Generally, a conceivable mechanism which makes TRIP steel improve in bake-hardening is the bonding of carbon which originally exists in the ferrite to dislocations induced by working, as in the case of above-mentioned dual phase steel. This conception, however, does not explain why the steel increases in strength by 50 MPa or more by bake-hardening. Another conceivable mechanism has been proposed as follows. Retained austenite is transformed into martensite by plastic forming before bake-hardening. Carbon in the martensite releases itself at the time of paint baking. This carbon bonds to the dislocations in ferrite which have been introduced during working.
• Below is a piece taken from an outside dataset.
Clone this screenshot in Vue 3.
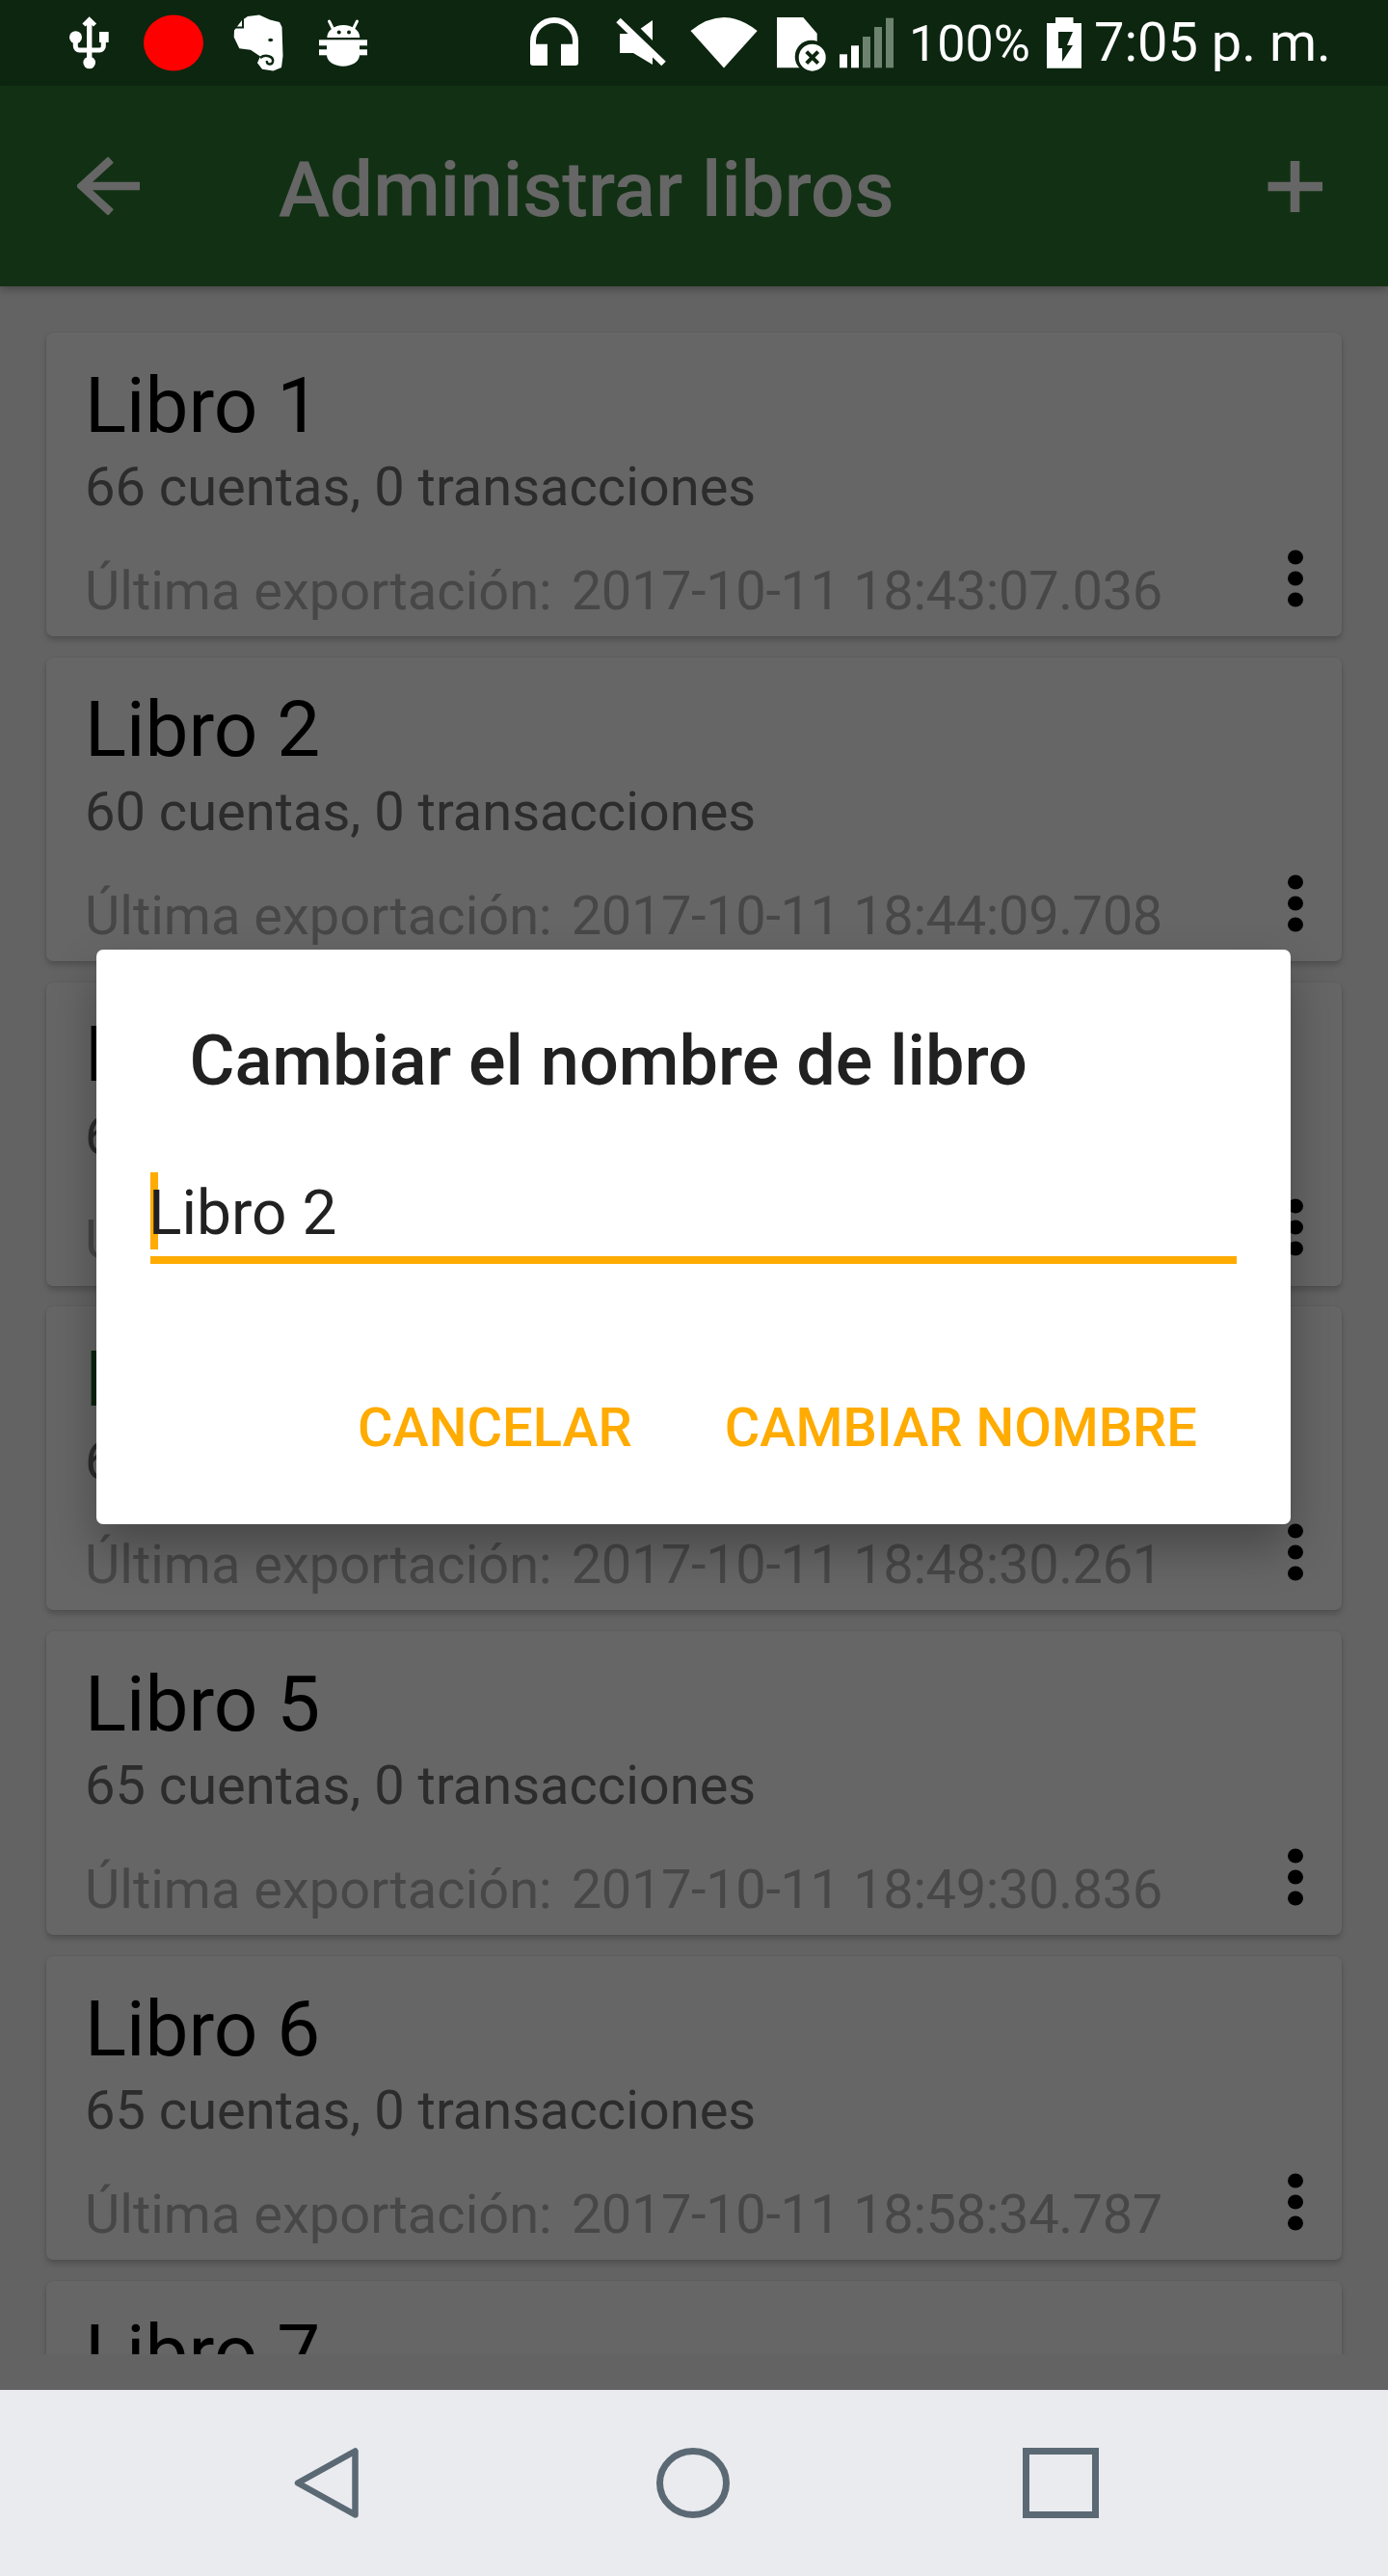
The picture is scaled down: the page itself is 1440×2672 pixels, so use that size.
<template>
  <div class="phone">
    <!-- Status bar -->
    <div class="status-bar">
      <div class="status-left">
        <svg class="usb" width="41" height="89" viewBox="72 0 41 89">
          <path d="M87 26l5.700-5.700 5.800 5.700" fill="none" stroke="#fff" stroke-width="4.500" />
          <rect x="90" y="20" width="5.400" height="40" fill="#fff" />
          <path d="M78.300 40v8a4 4 0 0 0 4 4h21a4 4 0 0 0 4-4v-6" fill="none" stroke="#fff" stroke-width="5" />
          <circle cx="78.500" cy="38.700" r="6.500" fill="#fff" />
          <rect x="103" y="33" width="9.700" height="11" fill="#fff" />
          <circle cx="92.700" cy="65" r="6.300" fill="#fff" />
        </svg>
        <svg class="rec" width="62" height="89" viewBox="149 0 62 89">
          <ellipse cx="180" cy="44.500" rx="31" ry="29" fill="#f00" />
        </svg>
        <svg class="evernote" width="52" height="89" viewBox="242 0 52 89">
          <path d="M251 21l6-4 12-1.500 11 5 10 2.500 2.500 5 1 30-1.500 12-8.500 3.500-11.500-1.700-5-6.600 3-6.700-10-6.700-11.700-1.600-5.600-11.700.3-7z" fill="#fff" />
          <path d="M252 20v8.500h-8" fill="none" stroke="#0c2610" stroke-width="2" />
          <ellipse cx="280.700" cy="41.500" rx="2.500" ry="1.800" fill="#0c2610" />
          <path d="M270 60c5-4 14-2 13 4-1 4-7 3-6-1" fill="none" stroke="#0c2610" stroke-width="2.500" />
        </svg>
        <svg class="android" width="50" height="89" viewBox="331 0 50 89">
          <path d="M339.300 39a17 13 0 0 1 34 0z" fill="#fff" />
          <path d="M345 29l-3.500-7M367 29l3.500-7" stroke="#fff" stroke-width="3" stroke-linecap="round" />
          <circle cx="351.700" cy="33.500" r="2" fill="#0c2610" />
          <circle cx="362" cy="33.500" r="2" fill="#0c2610" />
          <rect x="331" y="41.300" width="50" height="6" fill="#fff" />
          <rect x="331" y="51.300" width="50" height="6" fill="#fff" />
          <path d="M339 47h34v10c0 7-8 11.700-17 11.700S339 64 339 57z" fill="#fff" />
        </svg>
      </div>
      <div class="status-right">
        <svg class="headphones" width="50" height="89" viewBox="550 0 50 89">
          <path d="M553 52v-9a22 22 0 0 1 44 0v9" fill="none" stroke="#fff" stroke-width="6" />
          <path d="M550 45.700h18V68h-15a3 3 0 0 1-3-3zM582 45.700h18V65a3 3 0 0 1-3 3h-15z" fill="#fff" />
        </svg>
        <svg class="mute" width="52" height="89" viewBox="639 0 52 89">
          <path d="M643 35h14l20-14v46l-20-12h-14z" fill="#fff" />
          <path d="M643 19l47 47" stroke="#0c2610" stroke-width="7" transform="translate(3 -3)" />
          <path d="M641.500 21l47 45" stroke="#fff" stroke-width="6.500" />
        </svg>
        <svg class="wifi" width="70" height="89" viewBox="716 0 70 89">
          <path d="M751 70.500L716.500 32Q751 4 785.700 32z" fill="#fff" />
        </svg>
        <svg class="sim" width="52" height="89" viewBox="806 0 52 89">
          <path d="M806 18h27.300l14.400 16.700v35.600H806z" fill="#fff" />
          <circle cx="841.700" cy="58.700" r="17" fill="#0c2610" />
          <circle cx="842.700" cy="59.700" r="14" fill="#fff" />
          <path d="M836.700 53.700l12 12m0-12l-12 12" stroke="#0c2610" stroke-width="4" />
        </svg>
        <svg class="signal" width="56" height="89" viewBox="871 0 56 89">
          <rect x="871" y="56.300" width="8" height="14" fill="#fff" />
          <rect x="883" y="47.300" width="8" height="23" fill="#fff" />
          <rect x="895" y="38" width="8" height="32.300" fill="#6e8270" />
          <rect x="907" y="28" width="8" height="42.300" fill="#6e8270" />
          <rect x="919" y="18.700" width="8" height="51.600" fill="#6e8270" />
        </svg>
        <span class="battery-text">100%</span>
        <svg class="battery" width="36" height="89" viewBox="1086 0 36 89">
          <path d="M1095 18h18.500v6h8.500v46.700h-36V24h9z" fill="#fff" />
          <path d="M1098 33h15l-6 14h6l-11 17V50h-4z" fill="#0c2610" />
        </svg>
        <span class="clock">7:05 p. m.</span>
      </div>
    </div>

    <!-- App bar -->
    <header class="app-bar">
      <svg class="back" width="66" height="60" viewBox="80 163 66 60">
        <path d="M145 193H86M115 165.500L85 193l30 27.500" fill="none" stroke="#fff" stroke-width="8.500" />
      </svg>
      <span class="app-title">Administrar libros</span>
      <svg class="add" width="57" height="53" viewBox="1315 166.500 57 53">
        <path d="M1343.500 166.500v53M1315.500 193h56.500" fill="none" stroke="#fff" stroke-width="9.500" />
      </svg>
    </header>

    <!-- Book list -->
    <main class="book-list">
      <article v-for="book in books" :key="book.name" class="book-card">
        <h2 class="book-name" :class="{ active: book.active }">{{ book.name }}</h2>
        <p class="book-stats">{{ book.accounts }} cuentas, 0 transacciones</p>
        <div class="book-footer">
          <span class="book-export">
            <span>Última exportación:</span>
            <span class="book-date">{{ book.exported }}</span>
          </span>
          <svg class="kebab" width="16" height="60" viewBox="0 0 16 60">
            <ellipse cx="8" cy="8" rx="8" ry="7.500" />
            <ellipse cx="8" cy="30" rx="8" ry="7.500" />
            <ellipse cx="8" cy="52" rx="8" ry="7.500" />
          </svg>
        </div>
      </article>
    </main>

    <div class="list-gap"></div>

    <!-- Navigation bar -->
    <nav class="nav-bar">
      <svg class="nav-back" width="67" height="73" viewBox="0 0 67 73">
        <path d="M63.500 3.500v66L4 36.500z" fill="none" stroke="#5b6974" stroke-width="6.500" stroke-linejoin="round" />
      </svg>
      <svg class="nav-home" width="76" height="73" viewBox="0 0 76 73">
        <ellipse cx="38" cy="36.500" rx="34.500" ry="33" fill="none" stroke="#5b6974" stroke-width="7" />
      </svg>
      <svg class="nav-recent" width="79" height="73" viewBox="0 0 79 73">
        <rect x="3.500" y="3.500" width="72" height="66" fill="none" stroke="#5b6974" stroke-width="7" />
      </svg>
    </nav>

    <!-- Rename dialog -->
    <div class="scrim">
      <div class="dialog">
        <h3 class="dialog-title">Cambiar el nombre de libro</h3>
        <div class="dialog-input">
          <span class="caret"></span>
          <span class="input-value">Libro 2</span>
        </div>
        <div class="dialog-actions">
          <span class="action">CANCELAR</span>
          <span class="action">CAMBIAR NOMBRE</span>
        </div>
      </div>
    </div>
  </div>
</template>

<script setup>
// Books shown behind the dialog
const books = [
  { name: 'Libro 1', accounts: 66, exported: '2017-10-11 18:43:07.036' },
  { name: 'Libro 2', accounts: 60, exported: '2017-10-11 18:44:09.708' },
  { name: 'Libro 3', accounts: 64, exported: '2017-10-11 18:46:12.402' },
  { name: 'Libro 4', accounts: 65, exported: '2017-10-11 18:48:30.261', active: true },
  { name: 'Libro 5', accounts: 65, exported: '2017-10-11 18:49:30.836' },
  { name: 'Libro 6', accounts: 65, exported: '2017-10-11 18:58:34.787' },
  { name: 'Libro 7', accounts: 65, exported: '2017-10-11 19:01:12.118' },
];
</script>

<style>
body {
  background: #fff;
}
</style>

<style scoped>
.phone {
  position: relative;
  width: 1440px;
  height: 2672px;
  display: flex;
  flex-direction: column;
  overflow: hidden;
  background: #f8f8f8;
  font-family: Roboto, "Liberation Sans", sans-serif;
}

.status-bar {
  height: 89px;
  flex: none;
  display: flex;
  padding-left: 72px;
  box-sizing: border-box;
  background: #0c2610;
  color: #fff;
}

.status-left,
.status-right {
  display: flex;
  align-items: flex-start;
}

.status-right {
  margin-left: 169px;
}

.rec {
  margin-left: 36px;
}
.evernote {
  margin-left: 31px;
}
.android {
  margin-left: 37px;
}
.mute {
  margin-left: 39px;
}
.wifi {
  margin-left: 25px;
}
.sim {
  margin-left: 20px;
}
.signal {
  margin-left: 13px;
}
.battery-text {
  margin-left: 16px;
  width: 143px;
  font-size: 52px;
  line-height: 89px;
  position: relative;
  top: 1px;
}
.battery {
  flex: none;
}
.clock {
  margin-left: 13px;
  font-size: 56px;
  line-height: 89px;
  white-space: nowrap;
}

.app-bar {
  position: relative;
  z-index: 1;
  height: 208px;
  flex: none;
  display: flex;
  align-items: center;
  padding: 0 68px 0 80px;
  box-sizing: border-box;
  background: #2e7a32;
  box-shadow: 0 4px 8px rgba(0, 0, 0, 0.25);
  color: #fff;
}

.back {
  flex: none;
}

.app-title {
  margin-left: 143px;
  padding-top: 8px;
  flex: 1;
  font-size: 80px;
  font-weight: 500;
}

.book-list {
  height: 2145px;
  flex: none;
  overflow: hidden;
  padding: 48px 48px 0;
  box-sizing: border-box;
  display: flex;
  flex-direction: column;
  gap: 21.800px;
}

.book-card {
  flex: none;
  height: 315px;
  padding: 34.600px 40px 0 40px;
  box-sizing: border-box;
  background: #fff;
  border-radius: 7px;
  box-shadow: 0 4px 6px rgba(0, 0, 0, 0.2), 0 0 2px rgba(0, 0, 0, 0.12);
}

.book-name {
  margin: 0;
  font-size: 80px;
  font-weight: 400;
  line-height: 82px;
  color: #000;
}

.book-name.active {
  color: #1b5e20;
}

.book-stats {
  margin: 14.200px 0 0;
  font-size: 56px;
  line-height: 58px;
  color: #6e6e6e;
}

.book-footer {
  margin-top: 50px;
  height: 58px;
  display: flex;
  justify-content: space-between;
  align-items: flex-start;
}

.book-export {
  display: flex;
  gap: 20px;
  font-size: 56px;
  line-height: 58px;
  color: #b2b2b2;
}

.book-date {
  letter-spacing: -0.370px;
}

.kebab {
  flex: none;
  margin-top: -14px;
  fill: #000;
}

.list-gap {
  height: 37px;
  flex: none;
}

.nav-bar {
  height: 193px;
  flex: none;
  display: flex;
  align-items: center;
  padding-left: 305px;
  background: #eaebef;
  position: relative;
  z-index: 3;
}

.nav-home {
  margin-left: 309px;
}

.nav-recent {
  margin-left: 304px;
}

.scrim {
  position: absolute;
  z-index: 2;
  top: 89px;
  left: 0;
  right: 0;
  height: 2390px;
  background: rgba(0, 0, 0, 0.6);
}

.dialog {
  position: absolute;
  top: 896px;
  left: 100px;
  width: 1239px;
  height: 596px;
  padding: 75.400px 56px 0;
  box-sizing: border-box;
  background: #fff;
  border-radius: 7px;
  box-shadow: 0 24px 48px rgba(0, 0, 0, 0.3);
}

.dialog-title {
  margin: 0 0 0 40.500px;
  font-size: 72px;
  font-weight: 500;
  line-height: 82px;
  color: #212121;
}

.dialog-input {
  position: relative;
  margin-top: 84.600px;
  height: 76px;
  border-bottom: 8px solid #ffab00;
}

.caret {
  position: absolute;
  left: 0;
  top: -11px;
  width: 8px;
  height: 80px;
  background: #ffab00;
}

.input-value {
  position: relative;
  display: block;
  margin-left: -2px;
  font-size: 64px;
  line-height: 64px;
  color: #212121;
}

.dialog-actions {
  margin-top: 140.800px;
  padding-right: 41px;
  display: flex;
  justify-content: flex-end;
  gap: 96px;
}

.action {
  font-size: 56px;
  font-weight: 500;
  line-height: 58px;
  color: #ffab00;
}
</style>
In this way, hardening takes place.
Improvement in TRIP steel which inherently has well-balanced strength and workability has been made to provide a new steel sheet capable of high bake-hardening at the time of paint baking, as mentioned above. However, a steel sheet with high bake-hardening poses problems with increased yield point, decreased elongation, and aging namely deterioration with time in characteristic properties. These phenomena could possibly occur as follows. First, dislocations form from skin pass rolling or martensitic transformation during production, and then these dislocations catch carbon which has diffused and migrated from retained austenite after its decomposition that takes place for one reason or another, since TRIP steel contains retained austenite with a large amount of dissolved carbon. As the result, deterioration in characteristic properties such as increased yield point and decrease of elongation occurs. Such a steel sheet exhibits good workability immediately after production but deteriorates with time due to aging when it is worked by the user. Japanese Patent Laid-open No. 297350/2000 proposes an idea that a steel sheet is improved in bake-hardening properties and resistance to natural aging when it has the dual phase structure in which the principal phase is ferrite and the second phase is at least one of pearlite, bainite, martensite, and retained austenite, with dissolved nitrogen controlled in amount and positions where it exists. However, there seems to be room for further improvement in elongation.